Nonostante alcuni autori e alcune “scuole per futuri analisti” tengano a sottolineare la differenza sostanziale tra analisi personale (rivolta all’inconscio) e analisi didattica (rivolta all’acquisizione degli elementi base per la professione dell’aspirante analista) , in realtà negli scritti lasciati da Jung non viene fatta alcuna menzione relativamente a tale distinzione programmatica.

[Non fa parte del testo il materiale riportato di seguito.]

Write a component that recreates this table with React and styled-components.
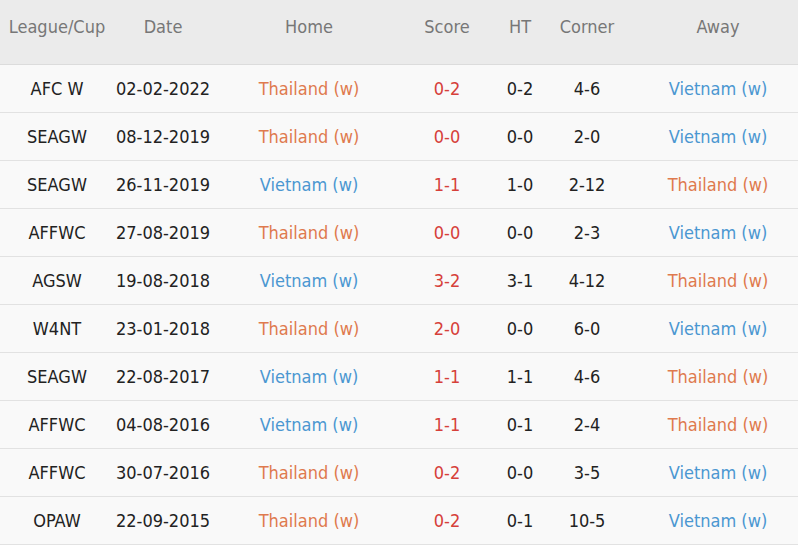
import React from 'react'
import styled, { createGlobalStyle } from 'styled-components'

const GlobalStyle = createGlobalStyle`
    html, body { margin: 0; padding: 0; background: #fff; }
    body {
        width: 798px;
        height: 549px;
        overflow: hidden;
        font-family: "DejaVu Sans Condensed", "DejaVu Sans", sans-serif;
        font-size: 18px;
    }
`

const Table = styled.table`
    border-collapse: collapse;
    table-layout: fixed;
    width: 814px;
    background: #f9f9f9;
`
const HeadCell = styled.th`
    width: ${p => p.w}px;
    height: 52px;
    padding: 0 0 12px;
    background: #ebebeb;
    color: #777;
    font-weight: normal;
    text-align: center;
    vertical-align: middle;
    border-bottom: 1px solid #dcdcdc;
`
const Row = styled.tr`
    height: 48px;
    border-bottom: 1px solid #e2e2e2;
`
const Cell = styled.td`
    padding: 0;
    text-align: center;
    vertical-align: middle;
    color: ${p => p.tone || '#222'};
    white-space: nowrap;
`

const ORANGE = '#df7a4e'
const BLUE = '#4b97d1'
const RED = '#d6403a'

const columns = [
    ['League/Cup', 114],
    ['Date', 98],
    ['Home', 194],
    ['Score', 82],
    ['HT', 64],
    ['Corner', 70],
    ['Away', 192],
]

const TH = 'Thailand (w)'
const VN = 'Vietnam (w)'

const matches = [
    ['AFC W', '02-02-2022', TH, '0-2', '0-2', '4-6', VN],
    ['SEAGW', '08-12-2019', TH, '0-0', '0-0', '2-0', VN],
    ['SEAGW', '26-11-2019', VN, '1-1', '1-0', '2-12', TH],
    ['AFFWC', '27-08-2019', TH, '0-0', '0-0', '2-3', VN],
    ['AGSW', '19-08-2018', VN, '3-2', '3-1', '4-12', TH],
    ['W4NT', '23-01-2018', TH, '2-0', '0-0', '6-0', VN],
    ['SEAGW', '22-08-2017', VN, '1-1', '1-1', '4-6', TH],
    ['AFFWC', '04-08-2016', VN, '1-1', '0-1', '2-4', TH],
    ['AFFWC', '30-07-2016', TH, '0-2', '0-0', '3-5', VN],
    ['OPAW', '22-09-2015', TH, '0-2', '0-1', '10-5', VN],
]

const teamTone = name => (name === TH ? ORANGE : BLUE)

export default function App() {
    return (
        <>
            <GlobalStyle />
            <Table>
                <thead>
                    <tr>
                        {columns.map(([label, w]) => (
                            <HeadCell key={label} w={w}>{label}</HeadCell>
                        ))}
                    </tr>
                </thead>
                <tbody>
                    {matches.map((m, i) => (
                        <Row key={i}>
                            <Cell>{m[0]}</Cell>
                            <Cell>{m[1]}</Cell>
                            <Cell tone={teamTone(m[2])}>{m[2]}</Cell>
                            <Cell tone={RED}>{m[3]}</Cell>
                            <Cell>{m[4]}</Cell>
                            <Cell>{m[5]}</Cell>
                            <Cell tone={teamTone(m[6])}>{m[6]}</Cell>
                        </Row>
                    ))}
                </tbody>
            </Table>
        </>
    )
}
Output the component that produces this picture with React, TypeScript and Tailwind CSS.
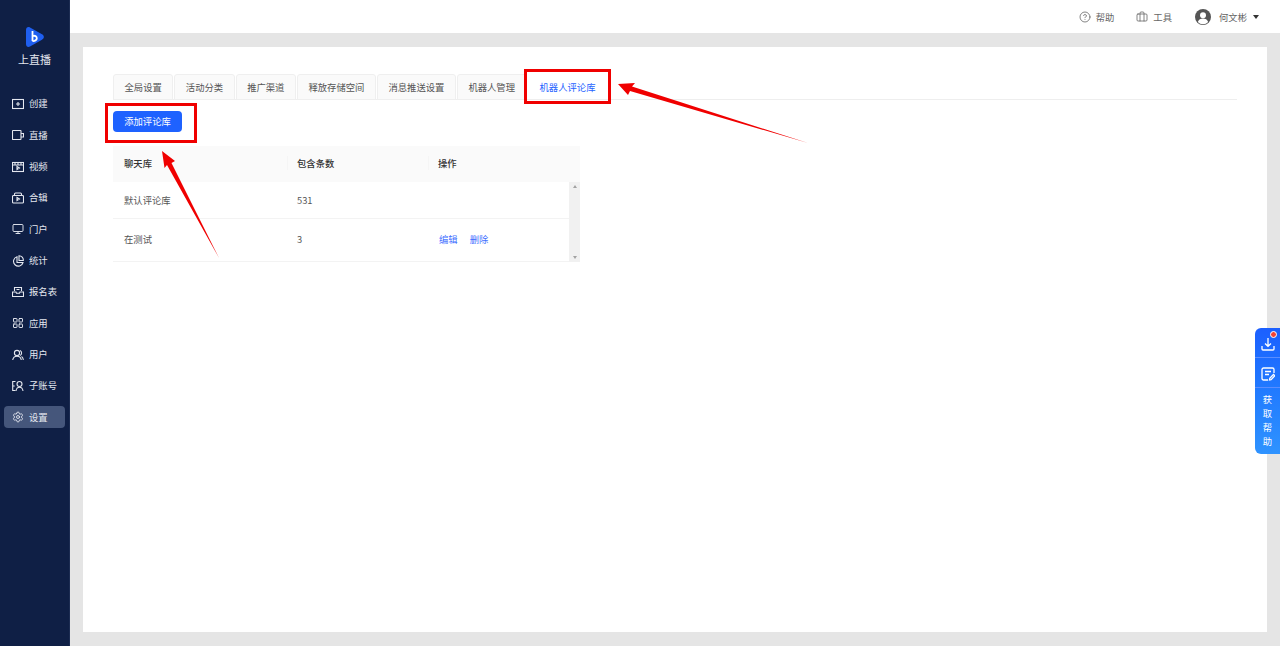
import { CircleHelp, Briefcase, Monitor, Settings, LayoutGrid } from "lucide-react";

const font = { fontFamily: '"Noto Sans CJK SC", sans-serif' };

function Ico({ children }: { children: React.ReactNode }) {
  return (
    <svg viewBox="0 0 12 12" className="h-3 w-3 shrink-0" fill="none" stroke="currentColor" strokeWidth="1.1">
      {children}
    </svg>
  );
}

const navItems: { label: string; icon: React.ReactNode; active?: boolean }[] = [
  { label: "创建", icon: <Ico><rect x="0.5" y="1.5" width="11" height="9" /><path d="M4 6h4M6 4v4" /></Ico> },
  { label: "直播", icon: <Ico><rect x="0.5" y="1.5" width="8.5" height="9" rx="0.5" /><path d="M9 4.500h2.500v3.500H9" /></Ico> },
  { label: "视频", icon: <Ico><rect x="0.5" y="1.5" width="11" height="9" /><path d="M0.500 4h11M3 1.500v2.500M6 1.500v2.500M9 1.500v2.500M5 5.500l2.500 1.500L5 8.500z" /></Ico> },
  { label: "合辑", icon: <Ico><rect x="0.5" y="3.500" width="11" height="7.500" rx="1" /><path d="M2.500 3.500V2a1 1 0 011-1h5a1 1 0 011 1v1.500M5 5.500l2.500 1.500L5 8.500z" /></Ico> },
  { label: "门户", icon: <Monitor size={12} strokeWidth={1.9} /> },
  { label: "统计", icon: <Ico><path d="M5 1.700a4.800 4.800 0 106 5.800H5z" /><path d="M7 0.700a4.300 4.300 0 014.300 4.800H7z" /></Ico> },
  { label: "报名表", icon: <Ico><path d="M2.500 5V1.500h7V5M4.500 3.500h3" /><path d="M0.500 6h3.500l.5 1.300h3L8 6h3.500v4.500h-11z" /></Ico> },
  { label: "应用", icon: <LayoutGrid size={12} strokeWidth={1.9} /> },
  { label: "用户", icon: <Ico><circle cx="5" cy="4" r="2.600" /><path d="M0.700 11c.4-2.500 2-3.800 4.300-3.800s3.900 1.300 4.300 3.800M8 1.600a2.600 2.600 0 010 4.800M9.500 7.500c1 .6 1.600 1.800 1.900 3.300" /></Ico> },
  { label: "子账号", icon: <Ico><path d="M3.500 1.500H.7v9h2.800M.7 6h2" /><circle cx="7.500" cy="4" r="2.500" /><path d="M4 11c.3-2.400 1.500-3.800 3.500-3.800S10.700 8.600 11 11" /></Ico> },
  { label: "设置", icon: <Settings size={12} strokeWidth={1.8} />, active: true },
];

const tabs = ["全局设置", "活动分类", "推广渠道", "释放存储空间", "消息推送设置", "机器人管理"];

function Sidebar() {
  return (
    <aside className="flex w-[70px] shrink-0 flex-col border-r border-[#1c2c52] bg-[#0f1f45]">
      <div className="flex h-[88px] flex-col items-center pt-[26px]">
        <svg viewBox="0 0 20 22" className="h-[22px] w-[20px]">
          <path d="M5 1.500C3 .500 1 1.500 1 4v14c0 2.500 2 3.500 4 2.500l12-6.800c2.500-1.400 2.500-4 0-5.400z" fill="#1f5ff0" />
          <path d="M7.500 5v10" stroke="#fff" strokeWidth="1.800" fill="none" />
          <path d="M7.500 10c2.500-.8 4.300.3 4.300 2.200s-2 3-4.300 2.800" stroke="#fff" strokeWidth="1.800" fill="none" />
        </svg>
        <span className="mt-[3px] text-[11px] leading-4 text-[#e4e7ef]">上直播</span>
      </div>
      <nav className="flex flex-col">
        {navItems.map((item) => (
          <div key={item.label} className="flex h-[31.33px] items-center px-1 pt-px">
            <div className={"flex h-[22px] w-[61px] items-center gap-[5px] rounded-sm pl-2 text-[#e4e7ef] " + (item.active ? "bg-[#45567b]" : "")}>
              {item.icon}
              <span className="text-[9.33px] leading-none">{item.label}</span>
            </div>
          </div>
        ))}
      </nav>
    </aside>
  );
}

function TopBar() {
  return (
    <header className="flex h-[33px] shrink-0 items-center justify-end bg-white pr-[21px] text-[9.33px] text-[#666]">
      <CircleHelp size={12} strokeWidth={1.6} />
      <span className="ml-[5px]">帮助</span>
      <Briefcase size={12} strokeWidth={1.6} className="ml-[22px]" />
      <span className="ml-[5px]">工具</span>
      <svg viewBox="0 0 16 16" className="ml-[23px] h-4 w-4">
        <circle cx="8" cy="8" r="8" fill="#555" />
        <circle cx="8" cy="6.200" r="3" fill="#fff" />
        <path d="M2.800 13c.8-2.500 2.800-3.500 5.200-3.500s4.400 1 5.200 3.500a7 7 0 01-10.400 0z" fill="#fff" />
      </svg>
      <span className="ml-2">何文彬</span>
      <span className="ml-[6px] h-0 w-0 border-x-[3.500px] border-t-[4px] border-x-transparent border-t-[#333]" />
    </header>
  );
}

function Tabs() {
  return (
    <div className="flex h-[26px] gap-px border-b border-[#eeeeee]">
      {tabs.map((t) => (
        <div key={t} className="flex h-[26px] items-center rounded-t-[3px] border border-[#efefef] bg-[#fafafa] px-[10.5px] text-[9.33px] text-[#555]">
          {t}
        </div>
      ))}
      <div className="flex h-[25px] items-center bg-white px-3 text-[9.33px] text-[#1e62ff]">机器人评论库</div>
    </div>
  );
}

function CommentTable() {
  return (
    <div className="mt-[14px] w-[467px] text-[9.33px]">
      <div className="flex h-9 items-center bg-[#fafafa] pb-[2px] font-medium text-[#333]">
        <div className="w-[174px] pl-[11px]">聊天库</div>
        <div className="w-[141px] border-l border-[#f5f5f5] pl-[9px]">包含条数</div>
        <div className="flex-1 border-l border-[#f5f5f5] pl-[9px]">操作</div>
      </div>
      <div className="flex">
        <div className="flex-1 text-[#555]">
          <div className="flex h-[37px] items-center border-b border-[#f3f3f3]">
            <div className="w-[174px] pl-[11px]">默认评论库</div>
            <div className="pl-[10px]">531</div>
          </div>
          <div className="flex h-[43px] items-center border-b border-[#f3f3f3] pb-[2px]">
            <div className="w-[174px] pl-[11px]">在测试</div>
            <div className="w-[141px] pl-[10px]">3</div>
            <div className="flex gap-3 pl-[11px] text-[#3f6fff]">
              <span>编辑</span>
              <span>删除</span>
            </div>
          </div>
        </div>
        <div className="flex w-[11px] flex-col items-center justify-between bg-[#f1f1f1] py-[3px]">
          <span className="h-0 w-0 border-x-[2.500px] border-b-[3px] border-x-transparent border-b-[#a3a3a3]" />
          <span className="h-0 w-0 border-x-[2.500px] border-t-[3px] border-x-transparent border-t-[#a3a3a3]" />
        </div>
      </div>
    </div>
  );
}

function HelpWidget() {
  return (
    <div className="absolute left-[1255px] top-[328px] flex h-[126px] w-[25px] flex-col items-center rounded-l-md bg-gradient-to-b from-[#1c5fff] to-[#2f93ff] text-white">
      <div className="relative flex h-[30px] w-full items-center justify-center border-b border-[#5a8dff] pt-[3px]">
        <svg viewBox="0 0 14 14" className="h-[14px] w-[14px]" fill="none" stroke="#fff" strokeWidth="1.300">
          <path d="M7 1v8M4 6.500L7 9.300l3-2.800M1 9v3a1 1 0 001 1h10a1 1 0 001-1V9" />
        </svg>
        <span className="absolute right-[3px] top-[3px] h-[7px] w-[7px] rounded-full border border-white bg-[#f44336]" />
      </div>
      <div className="flex h-[30px] w-full items-center justify-center border-b border-[#5a8dff] pt-[2px]">
        <svg viewBox="0 0 14 14" className="h-[14px] w-[14px]" fill="none" stroke="#fff" strokeWidth="1.300">
          <path d="M7 13H2.500A1.500 1.500 0 011 11.500v-9A1.500 1.500 0 012.500 1h9A1.500 1.500 0 0113 2.500V6M4 4.500h6M4 7.500h4M8.500 13l.3-1.800 3.700-3.700 1.300 1.300-3.700 3.800z" />
        </svg>
      </div>
      <div className="flex flex-col items-center pt-[4px] text-[9.33px] leading-[14px]">
        <span>获</span>
        <span>取</span>
        <span>帮</span>
        <span>助</span>
      </div>
    </div>
  );
}

// red callouts drawn on top of the screenshot
function Annotations() {
  return (
    <>
      <div className="absolute left-[105px] top-[103px] h-[40px] w-[92px] border-[3px] border-[#f00000]" />
      <div className="absolute left-[524px] top-[69px] h-[35px] w-[87px] border-[3px] border-[#f00000]" />
      <svg className="pointer-events-none absolute left-0 top-0 h-[646px] w-[1280px]" viewBox="0 0 1280 646">
        <path d="M618 84L635 83L632 86.500L808 143L630 91L628 95z" fill="#f00000" />
        <path d="M162 151L175 161L171.500 163L219 258L167 165L164.500 168z" fill="#f00000" />
      </svg>
    </>
  );
}

export default function App() {
  return (
    <div className="relative flex h-[646px] w-[1280px] overflow-hidden bg-[#e5e5e5]" style={font}>
      <Sidebar />
      <div className="flex flex-1 flex-col">
        <TopBar />
        <main className="mx-[13px] mt-[14px] h-[585px] bg-white px-[30px] pt-[27px]">
          <Tabs />
          <button className="mt-[11px] flex h-[21px] w-[69px] items-center justify-center rounded-sm bg-[#1e62ff] pb-px text-[9.33px] text-white">
            添加评论库
          </button>
          <CommentTable />
        </main>
      </div>
      <HelpWidget />
      <Annotations />
    </div>
  );
}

Ritornando alla vicenda formativa di Barbara Hannah sappiamo che ella affrontò la sua analisi prima con Tony Wolff, poi con Peter Baynes ed infine con Emma Jung: “…Emma Jung era appena agli esordi come analista quando cominciai a lavorare con lei nell’estate del 1930. Se mi prese con sé fu soltanto perché avevo sognato che lei conferiva una nuova dimensione alla mia vita e Jung le fece notare che non poteva rifiutare una simile sfida dell’inconscio” .
Abstract
La personalità misteriosa e poliedrica di Carl Gustav Jung, come uomo, ricercatore e analista, è ancora oggi fonte di numerose ricerche e dibattiti: i documenti ai quali è possibile attingere sono numerosi (libri autografi, epistolari, resoconti di alcuni seminari da lui condotti, testi redatti dagli allievi sotto la sua supervisione etc.) sebbene gli eredi siano in possesso di altri testi inediti che potranno, qualora pubblicati, alimentare la nostra conoscenza dell’“esperienza Jung”. Jung stesso, infatti, ha più volte sottolineato che la Psicologia Analitica è nata dalla sua esperienza personale con l’inconscio e con l’alchimia, per questo motivo ci sembra sia fondamentale a tutt’oggi indagare, oltre agli aspetti teorici della Psicologia Analitica così come descritti dallo stesso psicoanalista svizzero nei suoi testi, anche le testimonianze esperienziali di coloro i quali sono entrati in contatto con l’“analista Jung”. In questo articolo presento i “resoconti analitici” di importanti pazienti e allievi di C.G. Jung, per riflettere su come egli vivesse e interpretasse, dal punto di vista tecnico e umano, il setting, tra luci e ombre.